OBJECTIVE: Using the listing below, report all lines holding the word "this".

DATASET ROWS:
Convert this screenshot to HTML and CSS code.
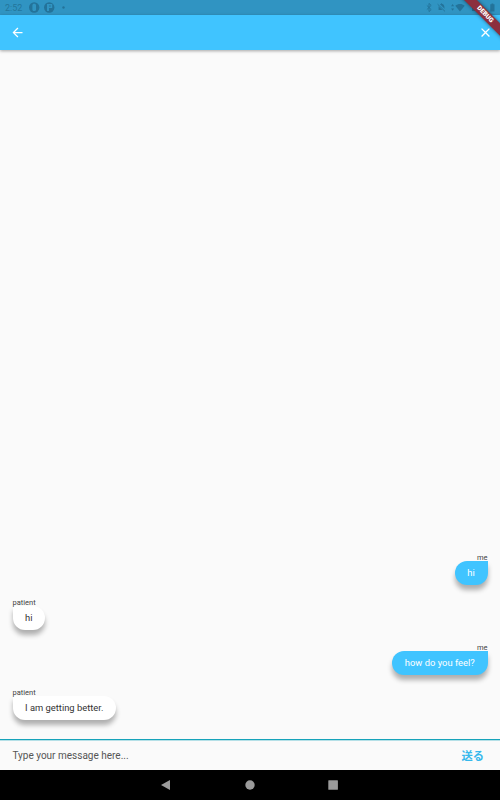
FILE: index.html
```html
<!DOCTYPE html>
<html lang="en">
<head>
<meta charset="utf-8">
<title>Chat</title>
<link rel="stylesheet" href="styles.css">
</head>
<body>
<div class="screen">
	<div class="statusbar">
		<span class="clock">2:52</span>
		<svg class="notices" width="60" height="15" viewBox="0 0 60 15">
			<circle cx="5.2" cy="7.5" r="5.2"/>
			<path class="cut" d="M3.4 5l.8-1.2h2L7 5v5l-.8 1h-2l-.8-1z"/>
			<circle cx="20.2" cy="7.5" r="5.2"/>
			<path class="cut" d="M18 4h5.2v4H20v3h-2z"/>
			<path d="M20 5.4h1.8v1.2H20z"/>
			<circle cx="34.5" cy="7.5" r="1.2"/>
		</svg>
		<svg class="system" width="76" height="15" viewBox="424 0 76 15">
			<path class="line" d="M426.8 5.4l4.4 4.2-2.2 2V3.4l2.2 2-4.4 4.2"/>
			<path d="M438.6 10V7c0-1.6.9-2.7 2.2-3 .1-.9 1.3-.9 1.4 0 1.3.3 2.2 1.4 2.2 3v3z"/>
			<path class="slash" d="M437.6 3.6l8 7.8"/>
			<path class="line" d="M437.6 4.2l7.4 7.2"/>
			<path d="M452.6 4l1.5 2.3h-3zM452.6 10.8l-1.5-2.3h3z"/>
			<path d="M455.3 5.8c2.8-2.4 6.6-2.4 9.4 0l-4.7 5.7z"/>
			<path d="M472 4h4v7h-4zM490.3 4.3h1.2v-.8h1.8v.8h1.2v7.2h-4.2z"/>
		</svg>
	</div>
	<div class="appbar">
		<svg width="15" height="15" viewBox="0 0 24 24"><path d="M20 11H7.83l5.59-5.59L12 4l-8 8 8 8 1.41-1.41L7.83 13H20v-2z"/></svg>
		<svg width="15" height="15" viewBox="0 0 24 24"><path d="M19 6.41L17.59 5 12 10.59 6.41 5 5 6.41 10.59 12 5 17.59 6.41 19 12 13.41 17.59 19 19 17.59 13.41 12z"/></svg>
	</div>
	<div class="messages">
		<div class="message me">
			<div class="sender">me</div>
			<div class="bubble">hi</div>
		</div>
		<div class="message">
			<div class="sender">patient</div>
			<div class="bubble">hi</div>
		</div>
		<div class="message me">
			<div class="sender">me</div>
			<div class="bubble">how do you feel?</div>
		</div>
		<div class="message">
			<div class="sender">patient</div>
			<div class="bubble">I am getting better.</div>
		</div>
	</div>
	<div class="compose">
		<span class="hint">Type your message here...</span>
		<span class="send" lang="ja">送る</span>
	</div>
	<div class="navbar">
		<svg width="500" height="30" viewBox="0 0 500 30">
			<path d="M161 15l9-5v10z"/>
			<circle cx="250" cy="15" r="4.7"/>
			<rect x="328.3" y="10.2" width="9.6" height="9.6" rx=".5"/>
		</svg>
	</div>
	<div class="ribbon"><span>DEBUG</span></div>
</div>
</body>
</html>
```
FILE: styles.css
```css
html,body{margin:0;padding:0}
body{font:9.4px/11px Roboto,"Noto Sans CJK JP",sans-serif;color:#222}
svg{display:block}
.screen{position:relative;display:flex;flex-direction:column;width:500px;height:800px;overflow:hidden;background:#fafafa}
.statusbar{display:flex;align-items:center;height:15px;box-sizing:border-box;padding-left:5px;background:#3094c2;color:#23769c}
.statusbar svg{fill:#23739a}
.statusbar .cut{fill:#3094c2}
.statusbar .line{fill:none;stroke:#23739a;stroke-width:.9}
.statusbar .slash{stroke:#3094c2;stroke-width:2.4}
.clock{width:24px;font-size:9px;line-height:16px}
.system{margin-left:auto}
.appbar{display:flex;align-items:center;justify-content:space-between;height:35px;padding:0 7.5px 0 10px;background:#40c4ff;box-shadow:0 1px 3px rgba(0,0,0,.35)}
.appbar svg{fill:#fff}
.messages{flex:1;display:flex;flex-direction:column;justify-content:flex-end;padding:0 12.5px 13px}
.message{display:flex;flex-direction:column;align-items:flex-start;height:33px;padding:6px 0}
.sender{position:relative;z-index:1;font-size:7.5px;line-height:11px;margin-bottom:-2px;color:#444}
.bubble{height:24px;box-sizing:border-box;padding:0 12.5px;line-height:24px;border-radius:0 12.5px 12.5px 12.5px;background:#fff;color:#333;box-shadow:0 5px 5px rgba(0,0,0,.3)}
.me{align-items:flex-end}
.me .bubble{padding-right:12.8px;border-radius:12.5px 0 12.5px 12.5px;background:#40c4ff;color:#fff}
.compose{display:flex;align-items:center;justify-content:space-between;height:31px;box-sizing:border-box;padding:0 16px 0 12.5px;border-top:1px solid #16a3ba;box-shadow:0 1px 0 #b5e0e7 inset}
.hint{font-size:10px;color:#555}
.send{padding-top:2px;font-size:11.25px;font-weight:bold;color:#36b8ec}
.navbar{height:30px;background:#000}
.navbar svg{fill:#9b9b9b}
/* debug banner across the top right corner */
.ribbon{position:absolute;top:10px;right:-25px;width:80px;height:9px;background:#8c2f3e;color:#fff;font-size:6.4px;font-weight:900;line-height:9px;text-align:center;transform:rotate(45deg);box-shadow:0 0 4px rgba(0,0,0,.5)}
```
==
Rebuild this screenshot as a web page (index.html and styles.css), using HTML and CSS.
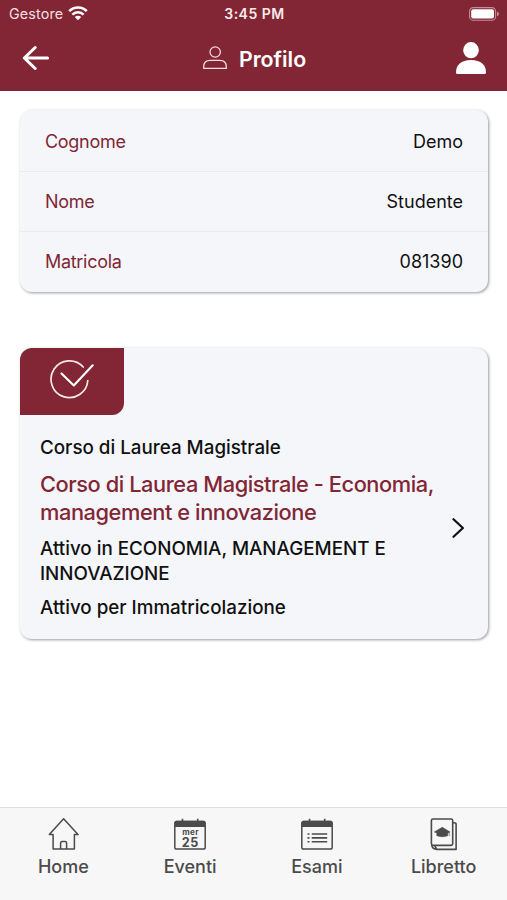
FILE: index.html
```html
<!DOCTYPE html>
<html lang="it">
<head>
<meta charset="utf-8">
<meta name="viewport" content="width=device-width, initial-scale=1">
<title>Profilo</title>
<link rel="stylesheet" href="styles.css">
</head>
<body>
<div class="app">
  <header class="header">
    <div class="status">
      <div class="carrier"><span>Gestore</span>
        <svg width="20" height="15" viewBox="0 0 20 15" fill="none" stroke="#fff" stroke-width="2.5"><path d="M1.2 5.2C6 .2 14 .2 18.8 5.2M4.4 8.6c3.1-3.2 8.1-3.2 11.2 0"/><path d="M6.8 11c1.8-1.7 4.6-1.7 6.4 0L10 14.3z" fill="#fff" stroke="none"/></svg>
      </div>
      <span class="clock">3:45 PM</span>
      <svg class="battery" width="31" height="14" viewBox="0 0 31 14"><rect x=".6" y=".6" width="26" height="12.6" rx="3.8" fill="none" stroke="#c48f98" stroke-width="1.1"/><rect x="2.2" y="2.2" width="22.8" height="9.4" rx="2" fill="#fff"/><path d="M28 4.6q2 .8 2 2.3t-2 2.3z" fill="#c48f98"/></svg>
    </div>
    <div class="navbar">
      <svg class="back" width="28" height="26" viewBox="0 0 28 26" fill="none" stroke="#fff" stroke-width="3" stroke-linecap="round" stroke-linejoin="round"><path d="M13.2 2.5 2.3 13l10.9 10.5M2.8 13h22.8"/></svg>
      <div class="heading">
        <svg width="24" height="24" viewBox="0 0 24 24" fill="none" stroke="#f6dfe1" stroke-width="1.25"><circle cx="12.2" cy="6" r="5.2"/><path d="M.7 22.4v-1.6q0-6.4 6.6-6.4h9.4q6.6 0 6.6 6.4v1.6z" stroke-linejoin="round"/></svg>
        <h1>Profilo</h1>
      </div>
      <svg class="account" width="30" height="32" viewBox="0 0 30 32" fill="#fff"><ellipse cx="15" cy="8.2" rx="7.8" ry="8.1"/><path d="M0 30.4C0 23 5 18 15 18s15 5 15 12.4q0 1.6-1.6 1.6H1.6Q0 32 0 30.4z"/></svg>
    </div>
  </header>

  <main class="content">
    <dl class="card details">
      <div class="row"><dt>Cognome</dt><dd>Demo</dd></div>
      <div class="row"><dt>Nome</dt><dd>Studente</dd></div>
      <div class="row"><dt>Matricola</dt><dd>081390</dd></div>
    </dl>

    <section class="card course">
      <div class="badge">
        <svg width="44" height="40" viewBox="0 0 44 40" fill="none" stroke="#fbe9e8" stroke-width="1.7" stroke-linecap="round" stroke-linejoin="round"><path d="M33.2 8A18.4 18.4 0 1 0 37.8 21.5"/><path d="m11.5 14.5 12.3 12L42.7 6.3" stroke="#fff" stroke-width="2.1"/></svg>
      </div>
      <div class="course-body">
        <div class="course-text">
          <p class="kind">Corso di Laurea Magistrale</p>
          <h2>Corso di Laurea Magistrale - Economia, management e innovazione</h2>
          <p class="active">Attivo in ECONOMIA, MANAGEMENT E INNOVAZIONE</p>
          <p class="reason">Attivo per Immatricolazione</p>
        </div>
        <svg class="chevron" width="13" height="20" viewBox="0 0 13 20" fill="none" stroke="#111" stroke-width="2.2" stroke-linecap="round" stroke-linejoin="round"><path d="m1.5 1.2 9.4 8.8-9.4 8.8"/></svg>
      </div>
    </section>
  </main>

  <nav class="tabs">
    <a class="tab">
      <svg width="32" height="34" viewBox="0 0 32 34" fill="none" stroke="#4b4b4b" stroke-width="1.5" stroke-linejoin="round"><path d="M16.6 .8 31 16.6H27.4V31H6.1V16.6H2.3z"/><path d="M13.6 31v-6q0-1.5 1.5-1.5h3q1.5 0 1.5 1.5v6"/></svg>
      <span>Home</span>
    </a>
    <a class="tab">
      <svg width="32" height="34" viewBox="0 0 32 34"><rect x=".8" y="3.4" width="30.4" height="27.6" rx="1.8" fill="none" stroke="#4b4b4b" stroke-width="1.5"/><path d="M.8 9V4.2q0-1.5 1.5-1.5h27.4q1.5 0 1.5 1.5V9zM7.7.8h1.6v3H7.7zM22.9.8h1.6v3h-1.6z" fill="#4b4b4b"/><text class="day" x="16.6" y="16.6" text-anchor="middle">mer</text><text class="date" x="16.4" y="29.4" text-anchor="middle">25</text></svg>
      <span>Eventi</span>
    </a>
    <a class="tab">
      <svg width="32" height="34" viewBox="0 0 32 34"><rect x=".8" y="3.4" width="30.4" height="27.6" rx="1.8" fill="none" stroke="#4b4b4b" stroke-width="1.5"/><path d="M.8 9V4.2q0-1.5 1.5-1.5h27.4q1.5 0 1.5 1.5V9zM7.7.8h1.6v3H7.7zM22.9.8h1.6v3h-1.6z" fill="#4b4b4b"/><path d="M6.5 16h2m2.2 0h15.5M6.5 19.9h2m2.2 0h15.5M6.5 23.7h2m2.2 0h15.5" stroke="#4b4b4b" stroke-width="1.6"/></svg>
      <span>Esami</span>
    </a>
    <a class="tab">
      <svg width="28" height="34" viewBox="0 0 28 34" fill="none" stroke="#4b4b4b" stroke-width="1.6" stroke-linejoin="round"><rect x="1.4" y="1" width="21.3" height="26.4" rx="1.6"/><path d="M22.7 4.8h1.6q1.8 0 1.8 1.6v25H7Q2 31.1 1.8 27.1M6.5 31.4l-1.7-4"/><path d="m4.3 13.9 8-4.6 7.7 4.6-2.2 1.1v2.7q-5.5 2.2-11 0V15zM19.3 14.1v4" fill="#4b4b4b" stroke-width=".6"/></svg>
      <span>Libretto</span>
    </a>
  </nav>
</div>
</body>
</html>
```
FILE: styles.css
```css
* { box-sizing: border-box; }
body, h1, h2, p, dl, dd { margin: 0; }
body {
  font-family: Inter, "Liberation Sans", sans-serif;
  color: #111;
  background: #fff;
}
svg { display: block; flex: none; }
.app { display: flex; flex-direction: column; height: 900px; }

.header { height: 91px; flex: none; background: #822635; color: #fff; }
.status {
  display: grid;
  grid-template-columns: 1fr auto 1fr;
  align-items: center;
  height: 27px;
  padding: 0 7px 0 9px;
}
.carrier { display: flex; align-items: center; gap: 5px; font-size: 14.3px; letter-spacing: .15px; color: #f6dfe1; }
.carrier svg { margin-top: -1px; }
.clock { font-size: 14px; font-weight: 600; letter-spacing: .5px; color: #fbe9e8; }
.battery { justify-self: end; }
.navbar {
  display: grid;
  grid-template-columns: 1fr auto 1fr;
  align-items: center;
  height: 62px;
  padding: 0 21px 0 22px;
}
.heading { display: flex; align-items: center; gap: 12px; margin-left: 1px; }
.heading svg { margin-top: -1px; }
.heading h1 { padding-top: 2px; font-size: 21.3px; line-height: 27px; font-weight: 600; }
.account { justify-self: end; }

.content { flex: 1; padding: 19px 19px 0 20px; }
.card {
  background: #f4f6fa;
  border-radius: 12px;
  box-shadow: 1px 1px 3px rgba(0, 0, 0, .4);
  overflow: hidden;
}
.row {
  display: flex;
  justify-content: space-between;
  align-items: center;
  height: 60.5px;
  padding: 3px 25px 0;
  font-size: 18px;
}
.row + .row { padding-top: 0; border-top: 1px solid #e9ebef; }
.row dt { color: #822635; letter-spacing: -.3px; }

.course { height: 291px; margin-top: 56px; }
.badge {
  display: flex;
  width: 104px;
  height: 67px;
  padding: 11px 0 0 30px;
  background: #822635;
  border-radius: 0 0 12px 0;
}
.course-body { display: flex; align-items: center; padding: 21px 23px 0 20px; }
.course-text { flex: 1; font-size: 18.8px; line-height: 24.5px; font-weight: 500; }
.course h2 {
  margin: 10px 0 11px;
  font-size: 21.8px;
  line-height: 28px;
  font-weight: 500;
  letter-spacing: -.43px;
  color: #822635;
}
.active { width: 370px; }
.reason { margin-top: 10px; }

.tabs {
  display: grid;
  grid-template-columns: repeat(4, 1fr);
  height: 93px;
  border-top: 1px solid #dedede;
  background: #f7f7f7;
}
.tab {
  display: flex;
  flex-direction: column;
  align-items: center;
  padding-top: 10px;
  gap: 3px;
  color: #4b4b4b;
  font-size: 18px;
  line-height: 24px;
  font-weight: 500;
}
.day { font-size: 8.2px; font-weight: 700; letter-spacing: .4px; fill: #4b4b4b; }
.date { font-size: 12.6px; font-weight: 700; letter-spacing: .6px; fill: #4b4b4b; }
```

SOLVED PROBLEM:
Convert this screenshot to HTML and CSS code.
Rebuild this screenshot as a web page (index.html and styles.css), using HTML and CSS.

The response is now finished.